What this task involves:
Set down all of the data that follows word for word, without the images.

Source data:
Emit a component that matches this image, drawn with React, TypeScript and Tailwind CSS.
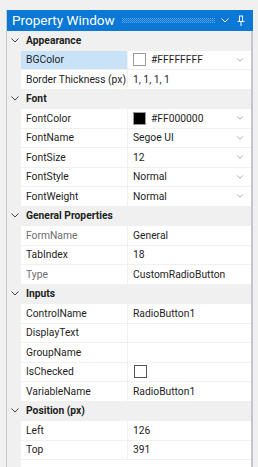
import { ChevronDown } from 'lucide-react';

type Row =
  | { kind: 'cat'; label: string }
  | {
      kind: 'prop';
      name: string;
      value?: string;
      swatch?: string;
      check?: boolean;
      dropdown?: boolean;
      dim?: boolean;
      selected?: boolean;
    };

const rows: Row[] = [
  { kind: 'cat', label: 'Appearance' },
  { kind: 'prop', name: 'BGColor', value: '#FFFFFFFF', swatch: '#ffffff', dropdown: true, selected: true },
  { kind: 'prop', name: 'Border Thickness (px)', value: '1, 1, 1, 1' },
  { kind: 'cat', label: 'Font' },
  { kind: 'prop', name: 'FontColor', value: '#FF000000', swatch: '#000000', dropdown: true },
  { kind: 'prop', name: 'FontName', value: 'Segoe UI', dropdown: true },
  { kind: 'prop', name: 'FontSize', value: '12', dropdown: true },
  { kind: 'prop', name: 'FontStyle', value: 'Normal', dropdown: true },
  { kind: 'prop', name: 'FontWeight', value: 'Normal', dropdown: true },
  { kind: 'cat', label: 'General Properties' },
  { kind: 'prop', name: 'FormName', value: 'General', dim: true },
  { kind: 'prop', name: 'TabIndex', value: '18' },
  { kind: 'prop', name: 'Type', value: 'CustomRadioButton', dim: true },
  { kind: 'cat', label: 'Inputs' },
  { kind: 'prop', name: 'ControlName', value: 'RadioButton1' },
  { kind: 'prop', name: 'DisplayText' },
  { kind: 'prop', name: 'GroupName' },
  { kind: 'prop', name: 'IsChecked', check: true },
  { kind: 'prop', name: 'VariableName', value: 'RadioButton1' },
  { kind: 'cat', label: 'Position (px)' },
  { kind: 'prop', name: 'Left', value: '126' },
  { kind: 'prop', name: 'Top', value: '391' },
];

const SmallChevron = ({ className }: { className?: string }) => (
  <svg width="8" height="5" viewBox="0 0 8 5" className={className}>
    <path d="M0.5 0.5 L4 4 L7.5 0.5" fill="none" stroke="currentColor" strokeWidth="1" />
  </svg>
);

export default function App() {
  return (
    <div
      className="w-[258px] h-[467px] bg-[#f0f0f0] pt-[10px] pl-[6px] pr-[5px] flex flex-col overflow-hidden"
      style={{ fontFamily: '"Segoe UI", Roboto, Lato, sans-serif' }}
    >
      <div className="flex-1 flex flex-col border-l border-[#c9c9c9]">
        {/* Title bar */}
        <div className="h-[21px] bg-[#0a78d4] flex items-center pl-[5px] pr-[7px] text-white">
          <span className="text-[13.5px] leading-none whitespace-nowrap">Property Window</span>
          <svg className="ml-[7px] flex-1 h-[5px]" preserveAspectRatio="none">
            <defs>
              <pattern id="grip" width="2" height="2" patternUnits="userSpaceOnUse">
                <rect x="0" y="0" width="1" height="1" fill="#5fa6e3" />
                <rect x="1" y="1" width="1" height="1" fill="#3d93dd" />
              </pattern>
            </defs>
            <rect width="100%" height="100%" fill="url(#grip)" />
          </svg>
          <SmallChevron className="ml-[6px] text-white" />
          <svg width="10" height="12" viewBox="0 0 10 12" className="ml-[7px]">
            <path d="M3 1 H7 M3.5 1 V6 M6.5 1 V6 M1.5 6.5 H8.5 M5 6.5 V11" fill="none" stroke="white" strokeWidth="1" />
          </svg>
        </div>

        {/* Grid */}
        <div className="flex-1 flex flex-col bg-white border-r-2 border-[#c4c4cc] text-[10.3px] text-[#1e1e1e]">
          {rows.map((r, i) =>
            r.kind === 'cat' ? (
              <div key={i} className="h-[19.5px] flex items-center bg-[#f0f0f0] border-b border-[#f0f0f0]">
                <div className="w-[14px] flex justify-center pl-[1px]">
                  <SmallChevron className="text-[#444]" />
                </div>
                <span className="pl-[5px] font-bold">{r.label}</span>
              </div>
            ) : (
              <div key={i} className="h-[19.5px] flex border-b border-[#f0f0f0]">
                <div className="w-[14px] shrink-0 bg-[#f0f0f0]" />
                <div
                  className={`w-[107px] shrink-0 flex items-center pl-[5px] whitespace-nowrap overflow-hidden border-r border-[#f0f0f0] ${
                    r.selected ? 'bg-[#c8e3f8]' : ''
                  } ${r.dim ? 'text-[#6d6d6d]' : ''}`}
                >
                  {r.name}
                </div>
                <div className="flex-1 flex items-center pl-[5px] pr-[6px] whitespace-nowrap">
                  {r.swatch && (
                    <span
                      className="w-[13px] h-[13px] border border-[#9a9a9a] mr-[5px] shrink-0"
                      style={{ backgroundColor: r.swatch }}
                    />
                  )}
                  {r.check && <span className="w-[13px] h-[13px] border border-[#555] bg-white ml-[1px]" />}
                  <span className="flex-1">{r.value}</span>
                  {r.dropdown && <ChevronDown size={10} strokeWidth={1.5} className="text-[#7a7a7a]" />}
                </div>
              </div>
            )
          )}
          <div className="flex-1 flex">
            <div className="w-[14px] bg-[#f0f0f0]" />
          </div>
        </div>
      </div>
    </div>
  );
}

Correct output:
Emit a component that matches this image, drawn with React, TypeScript and Tailwind CSS.
import { ChevronDown } from 'lucide-react';

type Row =
  | { kind: 'cat'; label: string }
  | {
      kind: 'prop';
      name: string;
      value?: string;
      swatch?: string;
      check?: boolean;
      dropdown?: boolean;
      dim?: boolean;
      selected?: boolean;
    };

const rows: Row[] = [
  { kind: 'cat', label: 'Appearance' },
  { kind: 'prop', name: 'BGColor', value: '#FFFFFFFF', swatch: '#ffffff', dropdown: true, selected: true },
  { kind: 'prop', name: 'Border Thickness (px)', value: '1, 1, 1, 1' },
  { kind: 'cat', label: 'Font' },
  { kind: 'prop', name: 'FontColor', value: '#FF000000', swatch: '#000000', dropdown: true },
  { kind: 'prop', name: 'FontName', value: 'Segoe UI', dropdown: true },
  { kind: 'prop', name: 'FontSize', value: '12', dropdown: true },
  { kind: 'prop', name: 'FontStyle', value: 'Normal', dropdown: true },
  { kind: 'prop', name: 'FontWeight', value: 'Normal', dropdown: true },
  { kind: 'cat', label: 'General Properties' },
  { kind: 'prop', name: 'FormName', value: 'General', dim: true },
  { kind: 'prop', name: 'TabIndex', value: '18' },
  { kind: 'prop', name: 'Type', value: 'CustomRadioButton', dim: true },
  { kind: 'cat', label: 'Inputs' },
  { kind: 'prop', name: 'ControlName', value: 'RadioButton1' },
  { kind: 'prop', name: 'DisplayText' },
  { kind: 'prop', name: 'GroupName' },
  { kind: 'prop', name: 'IsChecked', check: true },
  { kind: 'prop', name: 'VariableName', value: 'RadioButton1' },
  { kind: 'cat', label: 'Position (px)' },
  { kind: 'prop', name: 'Left', value: '126' },
  { kind: 'prop', name: 'Top', value: '391' },
];

const SmallChevron = ({ className }: { className?: string }) => (
  <svg width="8" height="5" viewBox="0 0 8 5" className={className}>
    <path d="M0.5 0.5 L4 4 L7.5 0.5" fill="none" stroke="currentColor" strokeWidth="1" />
  </svg>
);

export default function App() {
  return (
    <div
      className="w-[258px] h-[467px] bg-[#f0f0f0] pt-[10px] pl-[6px] pr-[5px] flex flex-col overflow-hidden"
      style={{ fontFamily: '"Segoe UI", Roboto, Lato, sans-serif' }}
    >
      <div className="flex-1 flex flex-col border-l border-[#c9c9c9]">
        {/* Title bar */}
        <div className="h-[21px] bg-[#0a78d4] flex items-center pl-[5px] pr-[7px] text-white">
          <span className="text-[13.5px] leading-none whitespace-nowrap">Property Window</span>
          <svg className="ml-[7px] flex-1 h-[5px]" preserveAspectRatio="none">
            <defs>
              <pattern id="grip" width="2" height="2" patternUnits="userSpaceOnUse">
                <rect x="0" y="0" width="1" height="1" fill="#5fa6e3" />
                <rect x="1" y="1" width="1" height="1" fill="#3d93dd" />
              </pattern>
            </defs>
            <rect width="100%" height="100%" fill="url(#grip)" />
          </svg>
          <SmallChevron className="ml-[6px] text-white" />
          <svg width="10" height="12" viewBox="0 0 10 12" className="ml-[7px]">
            <path d="M3 1 H7 M3.5 1 V6 M6.5 1 V6 M1.5 6.5 H8.5 M5 6.5 V11" fill="none" stroke="white" strokeWidth="1" />
          </svg>
        </div>

        {/* Grid */}
        <div className="flex-1 flex flex-col bg-white border-r-2 border-[#c4c4cc] text-[10.3px] text-[#1e1e1e]">
          {rows.map((r, i) =>
            r.kind === 'cat' ? (
              <div key={i} className="h-[19.5px] flex items-center bg-[#f0f0f0] border-b border-[#f0f0f0]">
                <div className="w-[14px] flex justify-center pl-[1px]">
                  <SmallChevron className="text-[#444]" />
                </div>
                <span className="pl-[5px] font-bold">{r.label}</span>
              </div>
            ) : (
              <div key={i} className="h-[19.5px] flex border-b border-[#f0f0f0]">
                <div className="w-[14px] shrink-0 bg-[#f0f0f0]" />
                <div
                  className={`w-[107px] shrink-0 flex items-center pl-[5px] whitespace-nowrap overflow-hidden border-r border-[#f0f0f0] ${
                    r.selected ? 'bg-[#c8e3f8]' : ''
                  } ${r.dim ? 'text-[#6d6d6d]' : ''}`}
                >
                  {r.name}
                </div>
                <div className="flex-1 flex items-center pl-[5px] pr-[6px] whitespace-nowrap">
                  {r.swatch && (
                    <span
                      className="w-[13px] h-[13px] border border-[#9a9a9a] mr-[5px] shrink-0"
                      style={{ backgroundColor: r.swatch }}
                    />
                  )}
                  {r.check && <span className="w-[13px] h-[13px] border border-[#555] bg-white ml-[1px]" />}
                  <span className="flex-1">{r.value}</span>
                  {r.dropdown && <ChevronDown size={10} strokeWidth={1.5} className="text-[#7a7a7a]" />}
                </div>
              </div>
            )
          )}
          <div className="flex-1 flex">
            <div className="w-[14px] bg-[#f0f0f0]" />
          </div>
        </div>
      </div>
    </div>
  );
}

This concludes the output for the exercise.